Faut-il compter sur la capture, le stockage et la réutilisation du CO2 (CCUS) pour décarboner l'industrie comme le prévoient le Gouvernement dans sa stratégie publiée en juin dernier et les grands groupes dans leurs récentes feuilles de route ? Sollicité par la Première ministre en septembre, le Haut Conseil pour le climat (HCC) a rendu, jeudi 30 novembre, un avis mitigé. En effet, si son étude confirme que ces technologies pourront constituer des leviers intéressants dans la Stratégie nationale bas carbone (SNBC) de la France à l'horizon 2050, elle alerte sur des projections à plus court terme, qui seraient, quant à elles, largement prématurées. « Le potentiel visé par la stratégie CCUS du Gouvernement de capter 4 à 8 millions de tonnes de CO2 par an à l'horizon 2030 apparaît ambitieux, alors que le potentiel visé de capter 15 à 20 millions de tonnes de CO2 par an à l'horizon 2050 est cohérent avec les connaissances disponibles », souligne l'instance consultative.

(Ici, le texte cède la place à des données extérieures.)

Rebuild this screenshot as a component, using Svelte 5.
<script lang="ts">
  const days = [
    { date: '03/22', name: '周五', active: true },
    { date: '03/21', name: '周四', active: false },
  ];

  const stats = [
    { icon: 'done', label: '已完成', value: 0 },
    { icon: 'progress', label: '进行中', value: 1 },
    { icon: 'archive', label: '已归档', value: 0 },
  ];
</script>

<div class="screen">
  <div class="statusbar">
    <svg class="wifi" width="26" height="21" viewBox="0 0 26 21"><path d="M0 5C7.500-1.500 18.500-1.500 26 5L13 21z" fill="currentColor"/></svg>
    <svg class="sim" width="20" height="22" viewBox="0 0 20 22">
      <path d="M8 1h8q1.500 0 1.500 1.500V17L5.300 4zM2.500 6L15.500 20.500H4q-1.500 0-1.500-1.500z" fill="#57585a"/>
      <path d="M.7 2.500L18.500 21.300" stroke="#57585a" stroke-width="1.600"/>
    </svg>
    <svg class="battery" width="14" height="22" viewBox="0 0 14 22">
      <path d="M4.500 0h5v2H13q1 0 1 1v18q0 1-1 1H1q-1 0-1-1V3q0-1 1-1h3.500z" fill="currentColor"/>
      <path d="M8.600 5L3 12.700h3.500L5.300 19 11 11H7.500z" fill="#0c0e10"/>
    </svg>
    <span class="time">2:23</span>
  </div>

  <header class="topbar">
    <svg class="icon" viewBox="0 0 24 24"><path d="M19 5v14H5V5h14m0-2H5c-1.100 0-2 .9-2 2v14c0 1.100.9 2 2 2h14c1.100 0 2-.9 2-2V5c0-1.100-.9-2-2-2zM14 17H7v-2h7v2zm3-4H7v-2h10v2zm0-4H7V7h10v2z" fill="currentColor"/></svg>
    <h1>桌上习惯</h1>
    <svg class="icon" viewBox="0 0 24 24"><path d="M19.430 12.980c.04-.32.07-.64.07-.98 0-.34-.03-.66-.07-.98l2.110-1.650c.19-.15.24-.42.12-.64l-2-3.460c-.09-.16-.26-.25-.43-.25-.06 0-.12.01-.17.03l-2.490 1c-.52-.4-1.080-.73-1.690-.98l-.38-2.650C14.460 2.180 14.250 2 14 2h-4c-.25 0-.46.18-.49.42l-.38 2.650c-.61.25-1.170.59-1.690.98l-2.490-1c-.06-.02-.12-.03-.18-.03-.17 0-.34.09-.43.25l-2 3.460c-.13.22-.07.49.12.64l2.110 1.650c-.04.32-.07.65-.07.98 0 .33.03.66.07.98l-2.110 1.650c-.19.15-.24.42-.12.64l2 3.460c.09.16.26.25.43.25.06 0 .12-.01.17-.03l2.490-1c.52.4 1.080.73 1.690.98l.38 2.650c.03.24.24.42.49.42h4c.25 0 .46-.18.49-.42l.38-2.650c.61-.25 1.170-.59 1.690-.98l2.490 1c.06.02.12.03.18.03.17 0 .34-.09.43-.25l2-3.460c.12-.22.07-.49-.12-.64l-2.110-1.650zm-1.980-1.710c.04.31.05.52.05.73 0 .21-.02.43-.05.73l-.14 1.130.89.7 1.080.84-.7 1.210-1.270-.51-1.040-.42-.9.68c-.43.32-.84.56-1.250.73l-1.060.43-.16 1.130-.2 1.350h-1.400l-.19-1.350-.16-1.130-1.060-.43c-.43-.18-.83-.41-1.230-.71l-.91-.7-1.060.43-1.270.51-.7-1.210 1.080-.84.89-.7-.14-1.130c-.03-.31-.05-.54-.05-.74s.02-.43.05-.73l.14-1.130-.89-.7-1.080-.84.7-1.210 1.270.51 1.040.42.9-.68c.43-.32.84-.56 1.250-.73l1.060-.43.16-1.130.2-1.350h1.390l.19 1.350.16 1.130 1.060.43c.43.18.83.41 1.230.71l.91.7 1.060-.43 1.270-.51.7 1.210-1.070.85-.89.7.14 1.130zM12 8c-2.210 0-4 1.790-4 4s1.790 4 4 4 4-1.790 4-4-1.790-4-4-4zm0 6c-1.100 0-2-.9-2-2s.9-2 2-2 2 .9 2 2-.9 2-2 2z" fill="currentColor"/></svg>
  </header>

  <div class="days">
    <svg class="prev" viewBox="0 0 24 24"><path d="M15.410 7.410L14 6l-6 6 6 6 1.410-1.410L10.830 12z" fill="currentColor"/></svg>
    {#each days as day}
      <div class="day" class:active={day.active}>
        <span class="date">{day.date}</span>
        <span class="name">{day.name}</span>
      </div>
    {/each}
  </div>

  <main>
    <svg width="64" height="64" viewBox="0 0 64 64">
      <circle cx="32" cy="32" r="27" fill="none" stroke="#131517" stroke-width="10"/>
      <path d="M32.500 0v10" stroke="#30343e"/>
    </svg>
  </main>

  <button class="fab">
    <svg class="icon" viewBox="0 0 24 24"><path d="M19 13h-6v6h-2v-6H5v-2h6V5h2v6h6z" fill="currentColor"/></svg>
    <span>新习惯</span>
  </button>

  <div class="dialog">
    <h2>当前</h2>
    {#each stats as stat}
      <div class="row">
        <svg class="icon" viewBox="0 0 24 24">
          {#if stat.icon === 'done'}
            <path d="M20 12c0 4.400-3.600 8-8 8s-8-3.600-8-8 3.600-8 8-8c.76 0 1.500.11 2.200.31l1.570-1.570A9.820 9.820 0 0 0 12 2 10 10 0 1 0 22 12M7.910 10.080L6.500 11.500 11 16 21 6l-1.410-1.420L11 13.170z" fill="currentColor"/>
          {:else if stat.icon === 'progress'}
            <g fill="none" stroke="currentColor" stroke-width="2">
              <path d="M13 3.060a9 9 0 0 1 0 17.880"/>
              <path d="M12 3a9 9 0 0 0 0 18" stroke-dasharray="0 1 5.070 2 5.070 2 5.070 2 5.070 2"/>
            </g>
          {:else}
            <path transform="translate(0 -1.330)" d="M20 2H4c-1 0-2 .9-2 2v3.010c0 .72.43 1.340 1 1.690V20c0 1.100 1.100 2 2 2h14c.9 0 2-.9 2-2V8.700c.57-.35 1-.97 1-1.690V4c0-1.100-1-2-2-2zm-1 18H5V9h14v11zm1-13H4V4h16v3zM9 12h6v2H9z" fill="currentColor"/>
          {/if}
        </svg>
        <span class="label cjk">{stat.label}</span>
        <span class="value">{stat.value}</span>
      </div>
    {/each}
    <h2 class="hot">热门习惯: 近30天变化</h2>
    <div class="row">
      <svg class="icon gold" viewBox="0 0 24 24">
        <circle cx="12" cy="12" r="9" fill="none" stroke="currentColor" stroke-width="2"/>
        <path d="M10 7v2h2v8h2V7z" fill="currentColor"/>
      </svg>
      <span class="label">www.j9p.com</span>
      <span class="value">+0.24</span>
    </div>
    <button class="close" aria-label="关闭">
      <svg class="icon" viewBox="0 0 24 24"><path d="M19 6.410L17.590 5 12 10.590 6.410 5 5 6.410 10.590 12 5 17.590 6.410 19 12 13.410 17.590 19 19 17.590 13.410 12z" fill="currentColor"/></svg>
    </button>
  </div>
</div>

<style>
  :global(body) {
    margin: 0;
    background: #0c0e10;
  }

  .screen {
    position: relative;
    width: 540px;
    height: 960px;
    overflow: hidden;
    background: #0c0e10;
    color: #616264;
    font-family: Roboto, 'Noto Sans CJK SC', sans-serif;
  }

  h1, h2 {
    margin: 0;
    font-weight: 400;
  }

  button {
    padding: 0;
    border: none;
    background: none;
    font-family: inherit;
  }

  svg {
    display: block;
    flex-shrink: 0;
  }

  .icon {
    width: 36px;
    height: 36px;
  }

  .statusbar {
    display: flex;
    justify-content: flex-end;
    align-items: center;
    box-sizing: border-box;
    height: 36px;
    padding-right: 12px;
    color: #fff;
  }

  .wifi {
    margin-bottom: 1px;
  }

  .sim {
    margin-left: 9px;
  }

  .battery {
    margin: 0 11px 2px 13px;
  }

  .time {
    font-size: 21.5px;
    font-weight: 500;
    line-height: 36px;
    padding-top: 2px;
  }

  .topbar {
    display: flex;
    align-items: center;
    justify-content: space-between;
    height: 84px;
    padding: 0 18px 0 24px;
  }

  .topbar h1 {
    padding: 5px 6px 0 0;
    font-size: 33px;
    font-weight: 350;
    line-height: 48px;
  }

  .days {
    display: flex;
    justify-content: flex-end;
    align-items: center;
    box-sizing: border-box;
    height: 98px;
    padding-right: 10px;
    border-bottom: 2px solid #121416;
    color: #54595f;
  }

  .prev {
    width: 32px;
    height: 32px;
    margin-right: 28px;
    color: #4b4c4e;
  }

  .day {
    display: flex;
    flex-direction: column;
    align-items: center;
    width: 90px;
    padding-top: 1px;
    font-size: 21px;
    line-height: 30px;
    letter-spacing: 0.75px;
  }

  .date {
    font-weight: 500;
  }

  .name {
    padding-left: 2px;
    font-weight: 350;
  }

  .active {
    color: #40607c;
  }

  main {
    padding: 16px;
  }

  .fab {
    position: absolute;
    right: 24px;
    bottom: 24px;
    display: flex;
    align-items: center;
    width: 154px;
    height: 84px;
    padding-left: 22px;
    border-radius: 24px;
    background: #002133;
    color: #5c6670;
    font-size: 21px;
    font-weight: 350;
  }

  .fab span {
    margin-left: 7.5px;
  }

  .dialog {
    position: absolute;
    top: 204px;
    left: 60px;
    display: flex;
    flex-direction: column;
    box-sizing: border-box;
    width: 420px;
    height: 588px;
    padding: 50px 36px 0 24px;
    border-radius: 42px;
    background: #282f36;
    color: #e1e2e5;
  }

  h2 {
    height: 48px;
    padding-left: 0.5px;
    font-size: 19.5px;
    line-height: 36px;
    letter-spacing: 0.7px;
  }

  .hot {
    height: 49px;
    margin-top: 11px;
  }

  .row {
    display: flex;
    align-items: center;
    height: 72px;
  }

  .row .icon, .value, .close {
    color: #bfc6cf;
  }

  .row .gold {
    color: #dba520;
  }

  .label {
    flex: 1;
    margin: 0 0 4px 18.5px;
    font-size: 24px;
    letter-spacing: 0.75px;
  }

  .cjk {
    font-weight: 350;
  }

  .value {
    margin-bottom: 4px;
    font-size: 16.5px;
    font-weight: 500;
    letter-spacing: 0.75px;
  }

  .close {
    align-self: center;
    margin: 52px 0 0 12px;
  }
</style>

Des degrés de maturité différents
Pour ses rapporteurs, ces outils rencontrent en effet un certain nombre de limites. D'abord, ils présentent des maturités variables qui imposeront des délais de mise en œuvre. Ainsi, les technologies de captage appliquées à l'exploitation des hydrocarbures, pétrole et gaz, sont certes déjà développées. Les professionnels savent aussi transporter le CO2, récupéré par canalisation, rail, camion ou navire, et le stocker en site géologique terrestre ou en mer. Mais le captage et le stockage appliqués à la biomasse (Bio énergie avec CCS ou BECCS) et la capture directe du CO2 dans l'atmosphère (Direct air CCS ou DACCS) semblent, en revanche, encore loin d'être opérationnels.
Un recours limité à prévoir
Quant à la valorisation du CO2 dans le cadre du CCUS, « elle est marginale aujourd'hui, et répond davantage à des considérations de diversification des chaînes d'approvisionnement en matières premières des industries concernées par ces débouchés, qu'à un impératif climatique », juge le Haut Conseil pour le climat. Les sites de stockage potentiels, leur nombre et les volumes disponibles sont par ailleurs difficilement quantifiables. Si leur total est en progression dans le monde, on ne compte à l'heure actuelle que 37 sites réellement opérationnels. « Ce qui reste modeste en comparaison avec les projections des scénarios de décarbonation », observent les rapporteurs. Enfin, l'absence d'un cadre réglementaire rigoureux maintient les incertitudes sur la comptabilité carbone du CCUS, les responsabilités des parties prenantes et les stratégies d'investissement.
Le recours à ces outils doit donc bien être réservé en priorité aux usages industriels visant à la réduction des émissions résiduelles qui ne peuvent être supprimées à la source, dans la fabrication de ciment par exemple, en complément des actions de sobriété et d'efficacité énergétique, conclut le rapport. Le HCC recommande de diviser par deux les ambitions pour 2030, en visant plutôt un potentiel entre 2 à 4 millions de tonnes de CO2 par an. Les solutions alternatives, comme l'usage de l'hydrogène vert, restent à privilégier, ainsi que la conservation et l'accroissement des puits de carbone naturels des forêts et des sols.
Des études, des retours d'expérience complémentaires seront en outre nécessaires pour établir les limites et le potentiel effectif de ces technologies, leurs impacts sur les ressources, le potentiel de stockage en France. Les rapporteurs conseillent ainsi de flécher les financements vers la R&D en priorité. Enfin, ils estiment nécessaire de clarifier le cadre réglementaire et le régime de responsabilité des projets.